DATA PROVIDED:

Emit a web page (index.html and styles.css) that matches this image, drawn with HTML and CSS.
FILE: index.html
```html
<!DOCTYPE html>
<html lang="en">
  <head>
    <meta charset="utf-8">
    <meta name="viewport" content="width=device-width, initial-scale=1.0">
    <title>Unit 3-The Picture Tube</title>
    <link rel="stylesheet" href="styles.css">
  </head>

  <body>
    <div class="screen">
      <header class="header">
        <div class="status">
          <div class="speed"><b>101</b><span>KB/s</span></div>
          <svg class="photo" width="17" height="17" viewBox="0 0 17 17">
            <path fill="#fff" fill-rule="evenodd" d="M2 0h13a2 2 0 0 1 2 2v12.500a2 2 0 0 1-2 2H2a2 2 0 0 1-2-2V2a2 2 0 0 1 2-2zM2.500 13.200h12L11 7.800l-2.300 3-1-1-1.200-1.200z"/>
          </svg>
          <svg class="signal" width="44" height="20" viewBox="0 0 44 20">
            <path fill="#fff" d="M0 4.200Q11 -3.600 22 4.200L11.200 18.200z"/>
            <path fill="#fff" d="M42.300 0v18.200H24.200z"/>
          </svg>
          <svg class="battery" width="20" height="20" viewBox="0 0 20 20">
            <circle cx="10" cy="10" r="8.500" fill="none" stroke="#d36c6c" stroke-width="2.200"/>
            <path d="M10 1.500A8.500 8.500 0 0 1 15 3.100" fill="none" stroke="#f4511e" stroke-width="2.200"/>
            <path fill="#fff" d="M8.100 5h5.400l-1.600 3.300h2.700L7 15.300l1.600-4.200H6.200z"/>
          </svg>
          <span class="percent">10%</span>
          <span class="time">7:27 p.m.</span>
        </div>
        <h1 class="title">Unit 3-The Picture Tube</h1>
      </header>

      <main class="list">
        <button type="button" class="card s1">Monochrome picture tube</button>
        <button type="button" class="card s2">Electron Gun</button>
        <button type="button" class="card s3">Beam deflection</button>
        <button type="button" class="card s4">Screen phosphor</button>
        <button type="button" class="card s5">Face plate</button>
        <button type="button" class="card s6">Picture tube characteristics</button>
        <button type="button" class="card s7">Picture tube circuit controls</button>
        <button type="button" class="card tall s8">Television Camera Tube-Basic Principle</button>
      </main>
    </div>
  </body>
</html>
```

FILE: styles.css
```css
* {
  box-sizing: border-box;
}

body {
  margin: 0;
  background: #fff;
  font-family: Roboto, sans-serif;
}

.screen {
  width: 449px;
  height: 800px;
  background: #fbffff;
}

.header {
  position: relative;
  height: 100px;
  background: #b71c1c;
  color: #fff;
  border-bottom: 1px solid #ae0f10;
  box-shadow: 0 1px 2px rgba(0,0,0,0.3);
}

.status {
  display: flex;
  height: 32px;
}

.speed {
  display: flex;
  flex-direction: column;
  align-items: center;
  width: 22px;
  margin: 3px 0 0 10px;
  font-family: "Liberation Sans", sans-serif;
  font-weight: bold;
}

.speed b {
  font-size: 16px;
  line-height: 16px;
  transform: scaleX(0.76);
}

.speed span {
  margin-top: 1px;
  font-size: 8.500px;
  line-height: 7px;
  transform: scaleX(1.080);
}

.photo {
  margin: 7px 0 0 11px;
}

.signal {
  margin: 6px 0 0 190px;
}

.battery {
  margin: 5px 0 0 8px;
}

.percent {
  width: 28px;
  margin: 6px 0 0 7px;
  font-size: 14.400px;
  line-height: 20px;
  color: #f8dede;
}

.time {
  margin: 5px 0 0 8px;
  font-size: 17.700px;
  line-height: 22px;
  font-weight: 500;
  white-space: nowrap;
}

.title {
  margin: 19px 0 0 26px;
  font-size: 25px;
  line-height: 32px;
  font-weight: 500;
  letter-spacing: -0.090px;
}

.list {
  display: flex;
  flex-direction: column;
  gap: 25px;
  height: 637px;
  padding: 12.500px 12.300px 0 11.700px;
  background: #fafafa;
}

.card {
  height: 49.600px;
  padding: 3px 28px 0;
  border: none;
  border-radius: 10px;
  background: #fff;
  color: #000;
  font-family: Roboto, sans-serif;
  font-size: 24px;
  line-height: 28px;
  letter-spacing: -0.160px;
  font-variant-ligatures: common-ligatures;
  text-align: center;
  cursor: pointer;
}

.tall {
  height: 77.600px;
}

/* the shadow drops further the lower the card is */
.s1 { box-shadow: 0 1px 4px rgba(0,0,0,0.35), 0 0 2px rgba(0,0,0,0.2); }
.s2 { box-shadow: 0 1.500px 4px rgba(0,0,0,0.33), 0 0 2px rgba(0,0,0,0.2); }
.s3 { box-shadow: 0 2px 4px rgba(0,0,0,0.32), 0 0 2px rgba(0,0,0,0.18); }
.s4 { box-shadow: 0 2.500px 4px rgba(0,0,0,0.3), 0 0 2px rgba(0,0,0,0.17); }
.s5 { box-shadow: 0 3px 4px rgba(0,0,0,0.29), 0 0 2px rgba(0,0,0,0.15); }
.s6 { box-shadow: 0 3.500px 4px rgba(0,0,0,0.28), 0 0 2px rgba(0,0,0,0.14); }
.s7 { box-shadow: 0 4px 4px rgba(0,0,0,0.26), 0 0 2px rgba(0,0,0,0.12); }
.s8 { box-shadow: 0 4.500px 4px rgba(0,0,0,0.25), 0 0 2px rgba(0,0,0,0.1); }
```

WRITTEN TASK: Recite the full listing above exactly.

CORRECT ANSWER:
Emit a web page (index.html and styles.css) that matches this image, drawn with HTML and CSS.
FILE: index.html
```html
<!DOCTYPE html>
<html lang="en">
  <head>
    <meta charset="utf-8">
    <meta name="viewport" content="width=device-width, initial-scale=1.0">
    <title>Unit 3-The Picture Tube</title>
    <link rel="stylesheet" href="styles.css">
  </head>

  <body>
    <div class="screen">
      <header class="header">
        <div class="status">
          <div class="speed"><b>101</b><span>KB/s</span></div>
          <svg class="photo" width="17" height="17" viewBox="0 0 17 17">
            <path fill="#fff" fill-rule="evenodd" d="M2 0h13a2 2 0 0 1 2 2v12.500a2 2 0 0 1-2 2H2a2 2 0 0 1-2-2V2a2 2 0 0 1 2-2zM2.500 13.200h12L11 7.800l-2.300 3-1-1-1.200-1.200z"/>
          </svg>
          <svg class="signal" width="44" height="20" viewBox="0 0 44 20">
            <path fill="#fff" d="M0 4.200Q11 -3.600 22 4.200L11.200 18.200z"/>
            <path fill="#fff" d="M42.300 0v18.200H24.200z"/>
          </svg>
          <svg class="battery" width="20" height="20" viewBox="0 0 20 20">
            <circle cx="10" cy="10" r="8.500" fill="none" stroke="#d36c6c" stroke-width="2.200"/>
            <path d="M10 1.500A8.500 8.500 0 0 1 15 3.100" fill="none" stroke="#f4511e" stroke-width="2.200"/>
            <path fill="#fff" d="M8.100 5h5.400l-1.600 3.300h2.700L7 15.300l1.600-4.200H6.200z"/>
          </svg>
          <span class="percent">10%</span>
          <span class="time">7:27 p.m.</span>
        </div>
        <h1 class="title">Unit 3-The Picture Tube</h1>
      </header>

      <main class="list">
        <button type="button" class="card s1">Monochrome picture tube</button>
        <button type="button" class="card s2">Electron Gun</button>
        <button type="button" class="card s3">Beam deflection</button>
        <button type="button" class="card s4">Screen phosphor</button>
        <button type="button" class="card s5">Face plate</button>
        <button type="button" class="card s6">Picture tube characteristics</button>
        <button type="button" class="card s7">Picture tube circuit controls</button>
        <button type="button" class="card tall s8">Television Camera Tube-Basic Principle</button>
      </main>
    </div>
  </body>
</html>
```

FILE: styles.css
```css
* {
  box-sizing: border-box;
}

body {
  margin: 0;
  background: #fff;
  font-family: Roboto, sans-serif;
}

.screen {
  width: 449px;
  height: 800px;
  background: #fbffff;
}

.header {
  position: relative;
  height: 100px;
  background: #b71c1c;
  color: #fff;
  border-bottom: 1px solid #ae0f10;
  box-shadow: 0 1px 2px rgba(0,0,0,0.3);
}

.status {
  display: flex;
  height: 32px;
}

.speed {
  display: flex;
  flex-direction: column;
  align-items: center;
  width: 22px;
  margin: 3px 0 0 10px;
  font-family: "Liberation Sans", sans-serif;
  font-weight: bold;
}

.speed b {
  font-size: 16px;
  line-height: 16px;
  transform: scaleX(0.76);
}

.speed span {
  margin-top: 1px;
  font-size: 8.500px;
  line-height: 7px;
  transform: scaleX(1.080);
}

.photo {
  margin: 7px 0 0 11px;
}

.signal {
  margin: 6px 0 0 190px;
}

.battery {
  margin: 5px 0 0 8px;
}

.percent {
  width: 28px;
  margin: 6px 0 0 7px;
  font-size: 14.400px;
  line-height: 20px;
  color: #f8dede;
}

.time {
  margin: 5px 0 0 8px;
  font-size: 17.700px;
  line-height: 22px;
  font-weight: 500;
  white-space: nowrap;
}

.title {
  margin: 19px 0 0 26px;
  font-size: 25px;
  line-height: 32px;
  font-weight: 500;
  letter-spacing: -0.090px;
}

.list {
  display: flex;
  flex-direction: column;
  gap: 25px;
  height: 637px;
  padding: 12.500px 12.300px 0 11.700px;
  background: #fafafa;
}

.card {
  height: 49.600px;
  padding: 3px 28px 0;
  border: none;
  border-radius: 10px;
  background: #fff;
  color: #000;
  font-family: Roboto, sans-serif;
  font-size: 24px;
  line-height: 28px;
  letter-spacing: -0.160px;
  font-variant-ligatures: common-ligatures;
  text-align: center;
  cursor: pointer;
}

.tall {
  height: 77.600px;
}

/* the shadow drops further the lower the card is */
.s1 { box-shadow: 0 1px 4px rgba(0,0,0,0.35), 0 0 2px rgba(0,0,0,0.2); }
.s2 { box-shadow: 0 1.500px 4px rgba(0,0,0,0.33), 0 0 2px rgba(0,0,0,0.2); }
.s3 { box-shadow: 0 2px 4px rgba(0,0,0,0.32), 0 0 2px rgba(0,0,0,0.18); }
.s4 { box-shadow: 0 2.500px 4px rgba(0,0,0,0.3), 0 0 2px rgba(0,0,0,0.17); }
.s5 { box-shadow: 0 3px 4px rgba(0,0,0,0.29), 0 0 2px rgba(0,0,0,0.15); }
.s6 { box-shadow: 0 3.500px 4px rgba(0,0,0,0.28), 0 0 2px rgba(0,0,0,0.14); }
.s7 { box-shadow: 0 4px 4px rgba(0,0,0,0.26), 0 0 2px rgba(0,0,0,0.12); }
.s8 { box-shadow: 0 4.500px 4px rgba(0,0,0,0.25), 0 0 2px rgba(0,0,0,0.1); }
```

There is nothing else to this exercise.